I'm thinking about using their consignment program to sell my RV. 

Has anyone done this?
What is the cost (roughly)?
How much of your time was needed during the selling process? 
Lastly, would you do it again.

My title is free and clear. Thanks for any feedback.


----------



## StinkBait (May 31, 2004)

Just did it in May and it was painless. Their fee is +-975$ up to 10,000$, If they sell your trailer over 10,000$ their fee is 10% of sale price. 

The fee may seem steep but it was very much worth it to me. We made an appointment for a Saturday morning, took the trailer down there and spent about 2 hours doing paper work. During that time they will appraise your trailer. Then you and the rep you are dealing with will set the price for your trailer. You will set a high and low price that PPL is allowed to sell the trailer for, any offers lower and they have to call you and confirm with you. They also keep data on all of the trailers they have sold to use as a go by to price yours. 

After we spent the 2 hours the Saturday morning their we never set foot in the place again, all communications were done via email/snail mail. Very easy process and we would definitely do it again. Paying them commission sure beat me having to deal with craigslist scammers, lowballers and just plain ol' tire kickers.

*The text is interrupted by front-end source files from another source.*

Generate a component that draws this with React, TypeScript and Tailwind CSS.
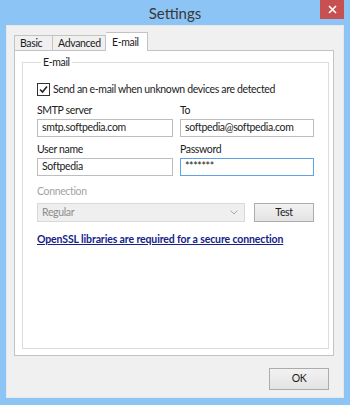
import React from "react";

const font = { fontFamily: 'Lato, "Open Sans", sans-serif' };

function Field({ label, value, focused }: { label: string; value: string; focused?: boolean }) {
  return (
    <div className="flex flex-col">
      <span className="h-[16px] leading-[16px] text-[#1b1b1b]">{label}</span>
      <div
        className={`mt-[1px] flex h-[18px] items-center border bg-white px-[4px] text-[#1b1b1b] ${
          focused ? "border-[#5fa2e6]" : "border-[#bdbdbd]"
        }`}
      >
        {value}
      </div>
    </div>
  );
}

export default function App() {
  return (
    <div className="flex h-[405px] w-[350px] flex-col bg-[#8cc5f5] px-[6px] pb-[7px]" style={font}>
      <div className="grid h-[25px] grid-cols-[1fr_auto_1fr] items-start">
        <div />
        <span className="mt-[3px] text-[15px] leading-[20px] text-[#383838]">Settings</span>
        <div className="flex justify-end">
          <div className="flex h-[19px] w-[24px] items-center justify-center bg-[#c75050] text-white">
            <svg width="9" height="9" viewBox="0 0 9 9">
              <path d="M1 1L8 8M8 1L1 8" stroke="white" strokeWidth="1.6" />
            </svg>
          </div>
        </div>
      </div>

      <div className="flex flex-1 flex-col border border-[#e8e8e8] bg-[#f0f0f0] text-[10.5px] tracking-[-0.35px]">
        <div className="ml-[7px] mr-[9px] mt-[6px] flex items-end whitespace-nowrap">
          <div className="flex h-[15px] w-[39px] items-center border border-b-0 border-[#c3c3c3] bg-[#f0f0f0] pl-[5px] leading-none text-[#1b1b1b]">
            Basic
          </div>
          <div className="flex h-[15px] w-[53px] items-center border border-b-0 border-l-0 border-[#c3c3c3] bg-[#f0f0f0] pl-[5px] leading-none text-[#1b1b1b]">
            Advanced
          </div>
          <div className="relative -mb-[1px] flex h-[19px] w-[42px] items-center border border-b-0 border-l-0 border-[#c3c3c3] bg-white pl-[6px] leading-none text-[#1b1b1b]">
            E-mail
          </div>
        </div>

        <div className="ml-[7px] mr-[9px] h-[306px] border border-[#c3c3c3] bg-white px-[7px] pb-[6px] pt-[3px]">
          <fieldset className="h-full border border-[#dcdcdc] px-[14px]">
            <legend className="ml-[4px] px-[2px] leading-[16px] text-[#1b1b1b]">E-mail</legend>

            <div className="mt-[11px] flex h-[16px] items-center gap-[3px] whitespace-nowrap text-[#1b1b1b]">
              <div className="flex h-[13px] w-[13px] items-center justify-center border border-[#333] bg-white">
                <svg width="9" height="9" viewBox="0 0 9 9">
                  <path d="M1 4.5L3.5 7L8 1.5" stroke="#222" strokeWidth="1.6" fill="none" />
                </svg>
              </div>
              <span className="leading-[16px]">Send an e-mail when unknown devices are detected</span>
            </div>

            <div className="mt-[5px] grid grid-cols-[136px_134px] gap-x-[7px] gap-y-[4px]">
              <Field label="SMTP server" value="smtp.softpedia.com" />
              <Field label="To" value="softpedia@softpedia.com" />
              <Field label="User name" value="Softpedia" />
              <Field label="Password" value="*******" focused />
            </div>

            <div className="mt-[7px] h-[16px] leading-[16px] text-[#a3a3a3]">Connection</div>
            <div className="mt-[4px] flex gap-[9px]">
              <div className="flex h-[19px] w-[208px] items-center justify-between border border-[#d9d9d9] bg-[#efefef] pl-[4px] pr-[6px] text-[#8c8c8c]">
                <span>Regular</span>
                <svg width="8" height="5" viewBox="0 0 8 5">
                  <path d="M0.5 0.5L4 4L7.5 0.5" stroke="#a8a8a8" fill="none" />
                </svg>
              </div>
              <div className="flex h-[19px] w-[60px] items-center justify-center border border-[#acacac] bg-gradient-to-b from-[#f2f2f2] to-[#e3e3e3] text-[#1b1b1b]">
                Test
              </div>
            </div>

            <div className="mt-[9px] h-[16px] whitespace-nowrap font-bold leading-[16px] tracking-[-0.12px] text-[#14228a] underline">
              OpenSSL libraries are required for a secure connection
            </div>
          </fieldset>
        </div>

        <div className="mr-[14px] mt-[12px] flex justify-end">
          <div className="flex h-[22px] w-[60px] items-center justify-center border border-[#acacac] bg-gradient-to-b from-[#f2f2f2] to-[#e3e3e3] text-[#1b1b1b]">
            OK
          </div>
        </div>
      </div>
    </div>
  );
}
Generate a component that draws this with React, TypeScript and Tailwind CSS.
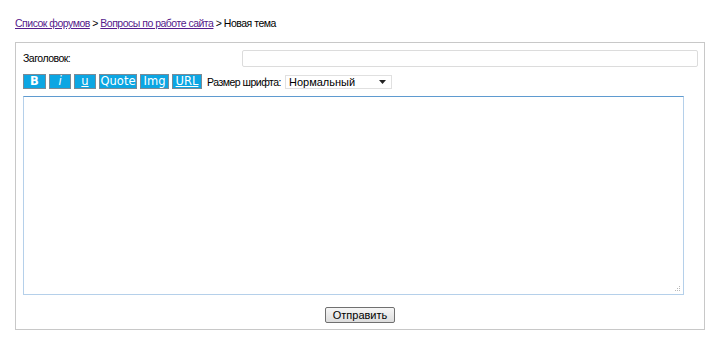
import { useState } from 'react'

const sans = { fontFamily: '"Liberation Sans", Arial, sans-serif' }
const verdana = { fontFamily: '"DejaVu Sans", Verdana, sans-serif' }

function ToolButton({ children, className = '' }: { children: React.ReactNode; className?: string }) {
  return (
    <button
      type="button"
      className={`flex h-[15px] shrink-0 items-center justify-center border border-[#7a8a96] bg-[#0ca6e3] text-[11.5px] leading-none tracking-normal text-white ${className}`}
      style={verdana}
    >
      {children}
    </button>
  )
}

export default function App() {
  const [title, setTitle] = useState('')
  const [body, setBody] = useState('')

  return (
    <div className="min-h-[357px] bg-white text-[10.5px] tracking-[-0.5px] text-black" style={sans}>
      <div className="px-[15px] pt-[17px] leading-[13px]">
        <a href="#" className="text-[#551a8b] underline">Список форумов</a>
        {' > '}
        <a href="#" className="text-[#551a8b] underline">Вопросы по работе сайта</a>
        {' > Новая тема'}
      </div>

      <div className="mx-[15px] mt-[12px] w-[690px] border border-[#c8c8c8] pb-[6px]">
        <div className="flex items-center pl-[7px] pr-[6px] pt-[7px]">
          <span className="w-[219px]">Заголовок:</span>
          <input
            value={title}
            onChange={(e) => setTitle(e.target.value)}
            className="h-[17px] flex-1 rounded-[2px] border border-[#dcdcdc] bg-white px-1 text-[11px] outline-none"
          />
        </div>

        <div className="mt-[7px] flex h-[15px] items-end gap-[3px] pl-[7px]">
          <ToolButton className="w-[23px] font-bold">B</ToolButton>
          <ToolButton className="w-[22px] italic">i</ToolButton>
          <ToolButton className="w-[22px] underline">u</ToolButton>
          <ToolButton className="w-[38px]">Quote</ToolButton>
          <ToolButton className="w-[29px]">Img</ToolButton>
          <ToolButton className="w-[30px] underline">URL</ToolButton>
          <span className="ml-[2px] shrink-0 whitespace-nowrap leading-[13px]">Размер шрифта:</span>
          <div className="ml-[1px] flex h-[14px] w-[107px] shrink-0 items-center justify-between border border-[#e0e0e0] bg-white pl-[3px] pr-[5px]">
            <span className="text-[11px] leading-none tracking-normal">Нормальный</span>
            <svg width="7" height="4" viewBox="0 0 7 4">
              <path d="M0 0h7L3.5 4z" fill="#222" />
            </svg>
          </div>
        </div>

        <div className="pl-[7px] pt-[7px]">
          <div className="relative w-[661px]">
            <textarea
              value={body}
              onChange={(e) => setBody(e.target.value)}
              className="block h-[199px] w-full resize-none border border-[#b5d0ea] border-t-[#5f9bd0] bg-white outline-none"
            />
            <svg className="absolute bottom-[3px] right-[3px]" width="6" height="6" viewBox="0 0 6 6">
              <g fill="#b8b8b8">
                <rect x="4" y="0" width="1" height="1" />
                <rect x="2" y="2" width="1" height="1" />
                <rect x="4" y="2" width="1" height="1" />
                <rect x="0" y="4" width="1" height="1" />
                <rect x="2" y="4" width="1" height="1" />
                <rect x="4" y="4" width="1" height="1" />
              </g>
            </svg>
          </div>
        </div>

        <div className="mt-[12px] flex justify-center">
          <button
            type="button"
            className="h-[16px] w-[70px] rounded-[2px] border border-[#707070] bg-gradient-to-b from-[#f6f6f6] to-[#dddddd] text-[11px] leading-none tracking-normal text-black"
            style={sans}
          >
            Отправить
          </button>
        </div>
      </div>
    </div>
  )
}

If you call to set up an appointment ask the person you deal with if they have a coupon for detailing. They didn't have many left in May and quit issuing them I believe. They had one that we used and they did a great job. They would have charged 450$ for the service had we not had the coupon though. It may be a lot cheaper to have it detailed elsewhere before you take it in too.


----------



## Whodathunkit (Aug 25, 2010)

Awesome feedback thanks! I think I'll try them.


----------



## sea hunt 202 (Nov 24, 2011)

I bought one there used it for 3 yrs and sold it for a 400.00 profit on craigs list they are ok folks


----------